The ranking minority member of the House Agriculture Committee says he would attempt to write a new farm bill in 2001 rather than in 2002 if the November elections should happen to make him chairman of the committee.
For many members of Congress, such a statement would be political posturing. But, for Rep. Charles Stenholm, a Democrat whose district includes the High Plains of Texas, it was just a statement of fact.
Speaking to the Commodity Club, a group of agricultural lobbyists, Stenholm said he believes the committee's current chairman, Republican Larry Combest, who represents a neighboring district in Texas, would also like to rewrite the farm bill in 2001.
"But my colleague from Texas would have trouble getting the House Republican leadership to go along with him," he said. "I feel I will have more support from my leadership."
Generally one of the least partisan members of Congress - he helped found the "Blue Dog" Democrats, a group of moderates who take a pragmatic stand on most issues - Stenholm asked the audience to consider the contrasts between Democratic Minority Leader Richard Gephardt and House Majority Whip Tom DeLay.
In recent months, DeLay has thwarted farm-state congressmen on a number of issues, most recently the efforts to lift economic sanctions against Cuba. Gephardt, meanwhile, has been a frequent critic of Freedom to Farm and has called for increased disaster aid for farmers.
Stenholm said the House Agriculture Committee hearings during the spring and summer have "primed the pump" for rewriting the current farm bill, which is not scheduled to expire until 2002.
He acknowledged that many farmers like the increased flexibility that is the underlying concept of the 1996 Federal Agricultural Improvement and Reform Act. But, he also noted that the legislation has cost $44 billion more than expected with no end to the spending in sight.
"It's not a sustainable national policy," he said. "Therefore, I think we really need to roll up our sleeves and make the House Agriculture Committee a working committee early in the next Congress, with a whole design and purpose of having the new farm bill before the end of 2001."
Last summer, Stenholm proposed revamping the FAIR Act with a supplemental income program or SIP, which would provide income support to farmers in times of low prices. But, Republicans, who have become increasingly defensive about Freedom to Farm, balked at the plan.

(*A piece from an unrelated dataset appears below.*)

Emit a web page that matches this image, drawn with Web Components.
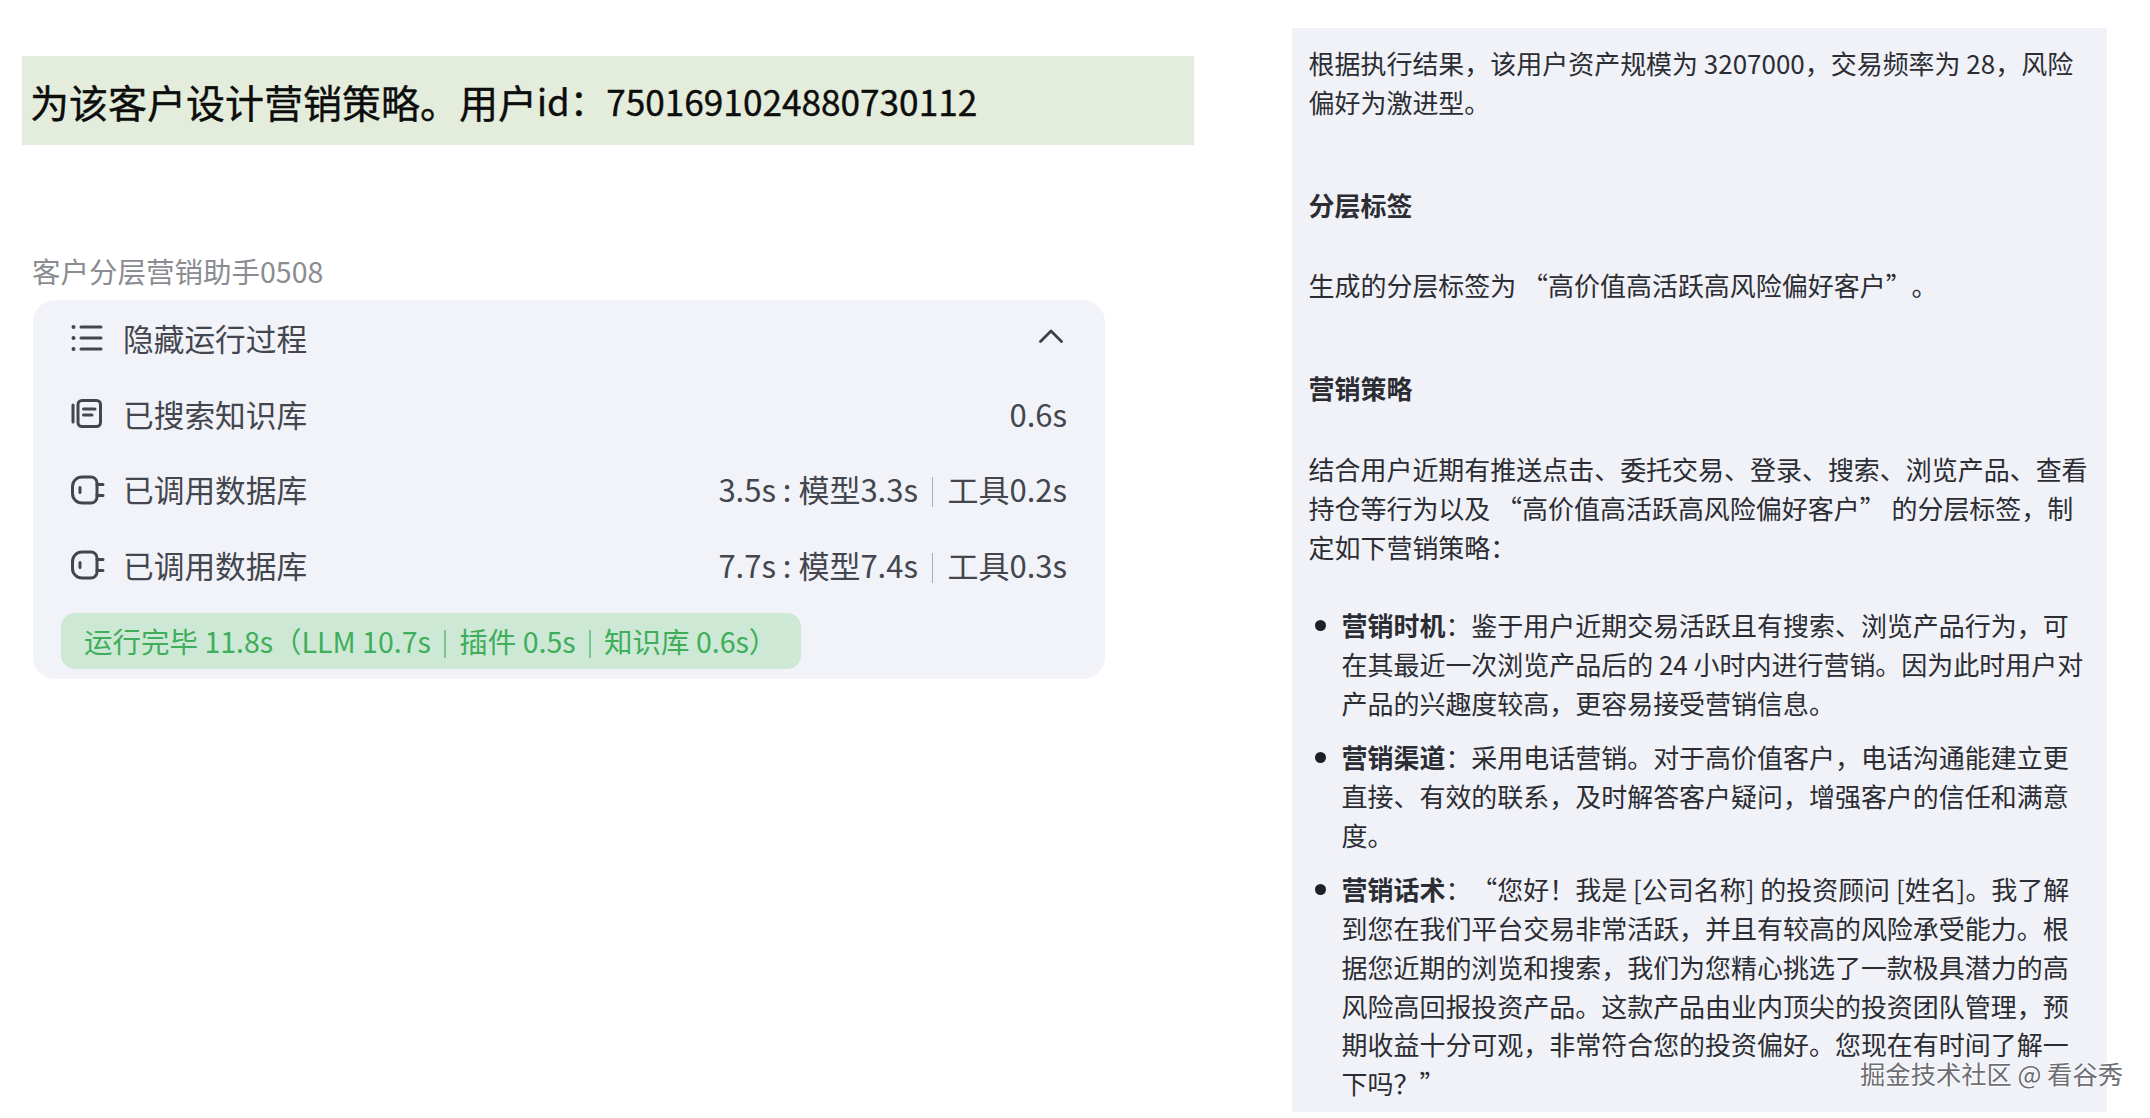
<!DOCTYPE html>
<html lang="zh">
<head>
<meta charset="utf-8">
<title>客户分层营销助手</title>
<style>
  html, body { margin: 0; background: #fff; }
  body { font-family: "Noto Sans CJK SC", "Noto Sans", sans-serif; text-spacing-trim: space-all; }
</style>
</head>
<body>
<promo-page>
  <ask-bar slot="left">为该客户设计营销策略。用户<span class="id">id：</span><span>7501691024880730112</span></ask-bar>
  <run-panel slot="left" title-text="客户分层营销助手0508">
    <run-row icon="list" label="隐藏运行过程" chevron></run-row>
    <run-row icon="book" label="已搜索知识库">0.6s</run-row>
    <run-row icon="plug" label="已调用数据库">3.5s : 模型3.3s<i></i>工具0.2s</run-row>
    <run-row icon="plug" label="已调用数据库">7.7s : 模型7.4s<i></i>工具0.3s</run-row>
    <run-summary slot="summary">运行完毕 11.8s（LLM 10.7s<i></i>插件 0.5s<i></i>知识库 0.6s）</run-summary>
  </run-panel>
  <answer-card slot="right">
    <p class="first">根据执行结果，该用户资产规模为 3207000，交易频率为 28，风险偏好为激进型。</p>
    <h4 class="h1">分层标签</h4>
    <p class="after-h">生成的分层标签为 “高价值高活跃高风险偏好客户”。</p>
    <h4 class="h2">营销策略</h4>
    <p class="after-h">结合用户近期有推送点击、委托交易、登录、搜索、浏览产品、查看持仓等行为以及 “高价值高活跃高风险偏好客户” 的分层标签，制定如下营销策略：</p>
    <answer-item class="list-start"><b>营销时机</b>：鉴于用户近期交易活跃且有搜索、浏览产品行为，可在其最近一次浏览产品后的 24 小时内进行营销。因为此时用户对产品的兴趣度较高，更容易接受营销信息。</answer-item>
    <answer-item><b>营销渠道</b>：采用电话营销。对于高价值客户，电话沟通能建立更直接、有效的联系，及时解答客户疑问，增强客户的信任和满意度。</answer-item>
    <answer-item><b>营销话术</b>：“您好！我是 [公司名称] 的投资顾问 [姓名]。我了解到您在我们平台交易非常活跃，并且有较高的风险承受能力。根据您近期的浏览和搜索，我们为您精心挑选了一款极具潜力的高风险高回报投资产品。这款产品由业内顶尖的投资团队管理，预期收益十分可观，非常符合您的投资偏好。您现在有时间了解一下吗？”</answer-item>
  </answer-card>
  <site-mark>掘金技术社区 @ 看谷秀</site-mark>
</promo-page>

<script>
const ICONS = {
  list: `<circle cx="2.500" cy="4" r="2" fill="currentColor"/><circle cx="2.500" cy="15" r="2" fill="currentColor"/><circle cx="2.500" cy="26" r="2" fill="currentColor"/>
         <path d="M10 4h20M10 15h20M10 26h20" fill="none" stroke="currentColor" stroke-width="3" stroke-linecap="round"/>`,
  book: `<g fill="none" stroke="currentColor" stroke-width="3" stroke-linecap="round" stroke-linejoin="round">
           <rect x="7" y="1.500" width="22.500" height="26" rx="4"/><path d="M2 6v17M12.500 10h11.500M12.500 16h8.500"/></g>`,
  plug: `<g fill="none" stroke="currentColor" stroke-width="3" stroke-linecap="round" stroke-linejoin="round">
           <path d="M11 2h9a6 6 0 0 1 6 6v14a6 6 0 0 1-6 6h-9A9.500 9.500 0 0 1 1.500 18.500v-7A9.500 9.500 0 0 1 11 2z"/><path d="M26 9.500h6M26 20.500h6M9 12.500v5"/></g>`
};

class PromoPage extends HTMLElement {
  constructor() {
    super();
    this.attachShadow({ mode: 'open' });
    this.shadowRoot.innerHTML = `
      <style>
        :host { display: flex; justify-content: space-between; position: relative; height: 1118px; box-sizing: border-box; padding: 28px 43px 6px 22px; overflow: hidden; }
        .left { width: 1172px; padding-top: 28px; }
        .right { width: 815px; display: flex; }
      </style>
      <div class="left"><slot name="left"></slot></div>
      <div class="right"><slot name="right"></slot></div>
      <slot></slot>`;
  }
}

class AskBar extends HTMLElement {
  constructor() {
    super();
    this.attachShadow({ mode: 'open' });
    this.shadowRoot.innerHTML = `
      <style>
        :host { display: flex; align-items: center; height: 89px; padding-left: 8px; background: #e4ecdb; color: #0c0d0c; font-size: 39px; white-space: nowrap; -webkit-text-stroke: 0.4px #0c0d0c; }
        ::slotted(span) { font-size: 35.200px; }
        ::slotted(.id) { font-size: 36.500px; }
      </style>
      <slot></slot>`;
  }
}

class RunPanel extends HTMLElement {
  constructor() {
    super();
    this.attachShadow({ mode: 'open' });
    this.shadowRoot.innerHTML = `
      <style>
        :host { display: block; width: 1072px; margin: 101px 0 0 11px; }
        .title { color: #8a8c92; font-size: 28.500px; line-height: 50px; margin: 0 0 4px -1px; }
        .box { background: #f1f3f8; border-radius: 22px; padding: 1px 38px 10px 39px; }
        .summary { margin: 9px 0 0 -11px; }
      </style>
      <div class="title"></div>
      <div class="box">
        <slot></slot>
        <div class="summary"><slot name="summary"></slot></div>
      </div>`;
    this.shadowRoot.querySelector('.title').textContent = this.getAttribute('title-text');
  }
}

class RunRow extends HTMLElement {
  constructor() {
    super();
    this.attachShadow({ mode: 'open' });
    const chevron = this.hasAttribute('chevron')
      ? `<svg class="chev" width="24" height="14" viewBox="0 0 24 14"><path d="M1.500 12.500 12 2l10.500 10.500" fill="none" stroke="#3c3f47" stroke-width="2.800" stroke-linecap="round" stroke-linejoin="round"/></svg>`
      : '';
    this.shadowRoot.innerHTML = `
      <style>
        :host { display: flex; align-items: center; height: 75.700px; box-sizing: border-box; padding-bottom: 3px; color: #43464e; font-size: 31px; white-space: nowrap; }
        svg.icon { width: 34px; height: 30px; flex: none; margin: 2px 18px 0 -1px; }
        .label { flex: 1; font-size: 30.700px; }
        .chev { margin: -2px 4px 0 0; }
      </style>
      <svg class="icon" viewBox="0 0 34 30">${ICONS[this.getAttribute('icon')]}</svg>
      <span class="label">${this.getAttribute('label')}</span>
      ${chevron}
      <span class="meta"><slot></slot></span>`;
  }
  connectedCallback() {
    // separators passed as <i> in light DOM
    this.querySelectorAll('i').forEach(el => {
      el.style.cssText = 'display:inline-block;width:1.500px;height:30px;background:#a9acb3;margin:0 14px;vertical-align:-5px';
    });
  }
}

class RunSummary extends HTMLElement {
  constructor() {
    super();
    this.attachShadow({ mode: 'open' });
    this.shadowRoot.innerHTML = `
      <style>
        :host { display: flex; align-items: center; width: 740px; height: 56px; box-sizing: border-box; padding-left: 23px; background: #cde8d5; border-radius: 14px; color: #3fae5a; font-size: 28.500px; white-space: nowrap; }
      </style>
      <span><slot></slot></span>`;
  }
  connectedCallback() {
    this.querySelectorAll('i').forEach(el => {
      el.style.cssText = 'display:inline-block;width:1.500px;height:28px;background:#7cc491;margin:0 13.500px;vertical-align:-5px';
    });
  }
}

class AnswerCard extends HTMLElement {
  constructor() {
    super();
    this.attachShadow({ mode: 'open' });
    this.shadowRoot.innerHTML = `
      <style>
        :host { display: block; width: 815px; box-sizing: border-box; padding: 16px 17px 0 16.500px; background: #f0f2f8; color: #2c2d33; font-size: 25.970px; line-height: 38.800px; }
        ::slotted(p), ::slotted(h4) { margin: 0; font-size: 25.970px; }
        ::slotted(h4) { font-weight: 700; }
        ::slotted(.h1), ::slotted(.h2) { margin-top: 64px; }
        ::slotted(.after-h) { margin-top: 42px; }
        ::slotted(.list-start) { margin-top: 40px; }
      </style>
      <slot></slot>`;
  }
}

class AnswerItem extends HTMLElement {
  constructor() {
    super();
    this.attachShadow({ mode: 'open' });
    this.shadowRoot.innerHTML = `
      <style>
        :host { display: grid; grid-template-columns: 33px 1fr; margin-bottom: 15.500px; }
        .dot { width: 11px; height: 11px; margin: 14px 0 0 6px; border-radius: 50%; background: #1f2025; }
      </style>
      <span class="dot"></span>
      <div><slot></slot></div>`;
  }
}

class SiteMark extends HTMLElement {
  constructor() {
    super();
    this.attachShadow({ mode: 'open' });
    this.shadowRoot.innerHTML = `
      <style>
        :host { position: absolute; right: 27px; top: 1055px; color: #6d6e73; font-size: 25.300px; line-height: 36px; white-space: nowrap;
          text-shadow: 1px 0 0 rgba(255,255,255,.8), -1px 0 0 rgba(255,255,255,.8), 0 1px 0 rgba(255,255,255,.8), 0 -1px 0 rgba(255,255,255,.8); }
      </style>
      <slot></slot>`;
  }
}

customElements.define('promo-page', PromoPage);
customElements.define('ask-bar', AskBar);
customElements.define('run-panel', RunPanel);
customElements.define('run-row', RunRow);
customElements.define('run-summary', RunSummary);
customElements.define('answer-card', AnswerCard);
customElements.define('answer-item', AnswerItem);
customElements.define('site-mark', SiteMark);
</script>
</body>
</html>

Stenholm said he wasn't sure what form the debate would take next year, but that he still supports a "counter-cyclical" program; that is, one that would increase aid to farmers when prices are low and decrease it when markets improve.
He said a new farm bill must be more trade-oriented. "We've lost the battle in Europe," he said, responding to a question about biotechnology. And, the United States isn't faring much better on other trade issues.
"The Europeans are not going to change their farm policy no matter how many times we tell them to," he said. "I don't think we're ever going to get anywhere with our European friends until we come to some agreement on what's permissible on trade."